Early education video games tried to do this, and while they managed to hook some kids, they were too unmixed: fun minigames and narrative sitting awkwardly next to frustratingly obvious "learning opportunities," but not integrated.

http://www.mobygames.com/game/treasure-mathstorm/cover-art/gameCoverId,30379/

The education part was essentially a gate for the rest. We want everything mixed, deliciously cerebral peanut butter. Mmm…

https://12tomatoes.com/store-peanut-butter-upside-down/

The point isn't just to incentivize people to learn, which is how I've generally seen this portrayed. The point is that when you play with something you understand it "in your heart" more than "in your head." You can write down the equations for kinetic energy (KE = ½mv²), but playing a racing game really makes you feel that v². We don’t want people who can fill out multiple choice questions correctly—we want people who use a concept naturally, intuitively.

Want people to understand social nuance? Make a game where you have to be the right amount of complimentary and firm to prevent an argument.

Want people to see why the prisoner's dilemma is hard to escape without precommitment? Make that a bottleneck to a multiplayer game.

Want people to understand why people develop a passion for trading and markets? Jane Street already did this.

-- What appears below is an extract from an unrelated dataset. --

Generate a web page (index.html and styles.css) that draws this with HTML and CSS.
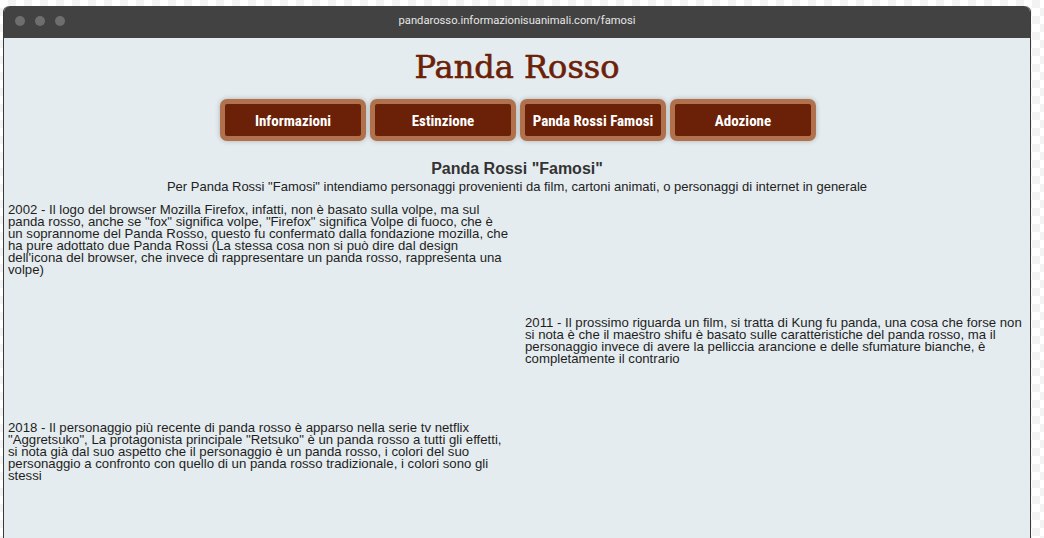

I'm not sure that every concept can be made into a stimulating game, but I certainly think a lot more of them can be than most people think. Factorio, a game about building and automating factories, hardly sounds like a hit from that level of abstraction, but it is. Most things in life are about practicing and then performing, and quite a fecw aspects of that are fun.

Let's make games.

1 Thanks to Raul Castro Fernandez for the "critical path" terminology and always being more articulate than me.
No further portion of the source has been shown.